La película más académica, en un año donde las terribles Avatar II: El sentido del agua (James Cameron, 2022) y Top Gun: Maverick (Joseph Kosinski, 2022) han conseguido arrastrar al espectador medio de vuelta a la sala de cine, únicamente se encuentra disponible en formato televisivo: Sin novedad en el frente (Edward Berger, 2022). Película excesiva, a la que le sobra la subtrama protagonizada por el español Daniel Brühl, se eleva como una gran película bélica en el relato protagonizado por un grupo de jóvenes y desengañados soldados sometidos a un viaje al fin de la noche en el marco de la Primera Guerra Mundial. Adaptación de la archiconocida novela de Erich Maria Remarque (1929), todo un best-seller de la época, algunos preferimos en cambio la versión épica de Ernst Jünger o la ultranihilista de Louis-Ferdinand Céline, a la hora de enfrentar literariamente la experiencia de la pira europea. El que la película sea alemana puede acabar redundando en un galardón de signo geopolítico para estos tiempos de “otanización” de Europa.
Los blockbusters cunden multiformes sobre la tierra, en eterno retorno de lo mismo. Y la imposición de cuotas, así como la conversión del cine en el transmisor de un “mensaje” de signo claramente panfletario, son campos estériles para cualquier vestigio creativo que se precie. Como alternativa cinéfila, quedan dos obras maestras: una revisión vikinga del mito de Hamlet cargada con un marcado simbolismo; y un remake cargado de sensibilidad poética de dos obras maestras de la talla de Vértigo (Alfred Hitchcock, 1958) y La conversación (Francis Ford Coppola, 1974). Lo que evidencia, a pesar del brillante resultado estético, la deuda con el cine del pasado y el agotamiento narrativo de la industria cinematográfica: en manos de las plataformas y de la corrección política; esto es, del conservadurismo formal y de la censura temática. No es casualidad que tanto The northman como Decision to leave sean dos atípicas historias de amor.
De entre las candidatas a mejor película en la sección oficial de los Oscar, destaco dos películas destinadas a perdurar: Tár (Todd Field, 2022) y Triángulo de tristeza (Ruben Östlund, 2022). Que cualquiera de estas dos obras, deudoras del mal llamado “cine de autor” europeo, supondría una grata sorpresa para quien escribe a vuelapluma estas apresuradas líneas. Drama sobre la incorrección política y la pulverización de una concepción sacra del arte, la película de Field es un canto de amor a la música clásica y un clamor de denuncia al irrespirable ambiente de puritanismo y delación que se ha adueñado del panorama artístico.
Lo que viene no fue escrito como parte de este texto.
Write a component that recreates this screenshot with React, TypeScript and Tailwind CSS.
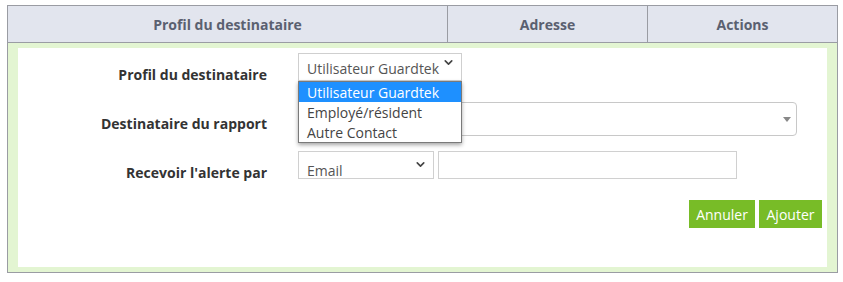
import { ChevronDown } from 'lucide-react';

const font = { fontFamily: '"Open Sans", "Liberation Sans", sans-serif' };

const options = ['Utilisateur Guardtek', 'Employé/résident', 'Autre Contact'];

export default function App() {
  return (
    <div className="w-[843px] h-[282px] bg-white pt-[5px] pl-[7px]" style={font}>
      <div className="w-[831px] border border-[#9a9ca3]">
        {/* en-tête du tableau */}
        <div className="grid grid-cols-[440px_200px_1fr] h-[37px] bg-[#e2e5ee] border-b border-[#9a9ca3] text-[14px] font-bold text-[#5a6070]">
          <div className="flex items-center justify-center border-r border-[#9a9ca3]">Profil du destinataire</div>
          <div className="flex items-center justify-center border-r border-[#9a9ca3]">Adresse</div>
          <div className="flex items-center justify-center">Actions</div>
        </div>

        <div className="bg-[#e3f5d2] pt-[5px] pb-[5px] px-[10px]">
          <div className="bg-white h-[219px] pt-[5px] relative">
            {/* ligne 1 */}
            <div className="flex h-[28px]">
              <div className="w-[249px] pt-[12px] text-right text-[14px] leading-[20px] font-bold text-[#333]">
                Profil du destinataire
              </div>
              <div className="ml-[31px] relative">
                <div className="w-[164px] h-[28px] border border-[#cfcfcf] flex items-center pl-[8px] pr-[6px] text-[14px] text-[#555]">
                  <span className="flex-1 pt-[2px]">Utilisateur Guardtek</span>
                  <ChevronDown size={13} strokeWidth={3} className="text-[#444] -mt-[10px]" />
                </div>
                <div className="absolute left-0 top-[28px] w-[164px] border border-[#7a7a7a] bg-white shadow-[0_2px_4px_rgba(0,0,0,0.35)] z-10 text-[14px]">
                  {options.map((o, i) => (
                    <div
                      key={o}
                      className={
                        i === 0
                          ? 'h-[20px] pt-[2px] leading-[18px] pl-[8px] bg-[#1e90ff] text-white'
                          : 'h-[20px] pt-[2px] leading-[18px] pl-[8px] text-[#444]'
                      }
                    >
                      {o}
                    </div>
                  ))}
                </div>
              </div>
            </div>

            {/* ligne 2 */}
            <div className="flex h-[34px] mt-[21px]">
              <div className="w-[249px] pt-[12px] text-right text-[14px] leading-[20px] font-bold text-[#333]">
                Destinataire du rapport
              </div>
              <div className="ml-[31px] w-[499px] h-[34px] border border-[#c8c8c8] rounded-[4px] flex items-center justify-end pr-[5px]">
                <svg width="8" height="5" viewBox="0 0 8 5">
                  <path d="M0 0 L8 0 L4 5 Z" fill="#888" />
                </svg>
              </div>
            </div>

            {/* ligne 3 */}
            <div className="flex h-[28px] mt-[15px]">
              <div className="w-[249px] pt-[12px] text-right text-[14px] leading-[20px] font-bold text-[#333]">
                Recevoir l'alerte par
              </div>
              <div className="ml-[31px] flex gap-[4px]">
                <div className="w-[136px] h-[28px] border border-[#d0d0d0] flex items-center pl-[8px] pr-[6px] text-[14px] text-[#555]">
                  <span className="flex-1 pt-[10px]">Email</span>
                  <ChevronDown size={13} strokeWidth={3} className="text-[#444] -mt-[2px]" />
                </div>
                <div className="w-[299px] h-[28px] border border-[#d0d0d0]" />
              </div>
            </div>

            {/* boutons */}
            <div className="flex justify-end gap-[4px] mt-[21px] pr-[5px]">
              <button className="h-[28px] w-[66px] bg-[#78bc27] text-white text-[14px]">Annuler</button>
              <button className="h-[28px] w-[63px] bg-[#78bc27] text-white text-[14px]">Ajouter</button>
            </div>
          </div>
        </div>
      </div>
    </div>
  );
}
Y cuenta con la actuación de una de las más grandes actrices de su generación, Cate Blanchett, en estado de gracia.
Si Tár se encuentra bajo el magnético influjo de la poesía visual de Krzysztof Kieslowski; en la película que le supuso a Östlund la segunda Palma de Oro —un reconocimiento otorgado sólo a dos directores más: Francis Ford Coppola, Billie August, Michael Haneke y Emir Kusturica—, la sombra buñuelesca del genial director aragonés resulta evidente. Crítica acerada contra el capitalismo, narra la inevitable descomposición de una pareja de millennials, al tiempo que traza un mapa geopolítico de la decadencia europea, donde liberalismo y comunismo han devenido en formas políticas obsoletas. El personaje del capitán de barco interpretado por Woody Harrelson y el giro final de guion, misántropo a lo Viridiana (Luis Buñuel, 1961), en el tercio final de la película, se encuentran entre lo mejor del cine producido en Europa en la última década.
El mundo cultural sobrevive gracias a la respiración asistida de su glorioso pasado. A pesar de la hecatombe generalizada, la literatura aún guarda un mínimo de salud que al cine le resulta por completo ausente. Lejos de ser un adarve, el panorama pseudo-artístico de 2023 es la decrépita vanguardia zombi de una civilización exangüe. El avance de la tecnología ya ha puesto en riesgo la continuidad de lo humano, comenzando por su cotidianeidad más mundana. La irrelevancia del arte, del espíritu y del amor en todas sus facetas es el signo más característico de la decadencia de lo humano. Sólo la belleza puede salvaros.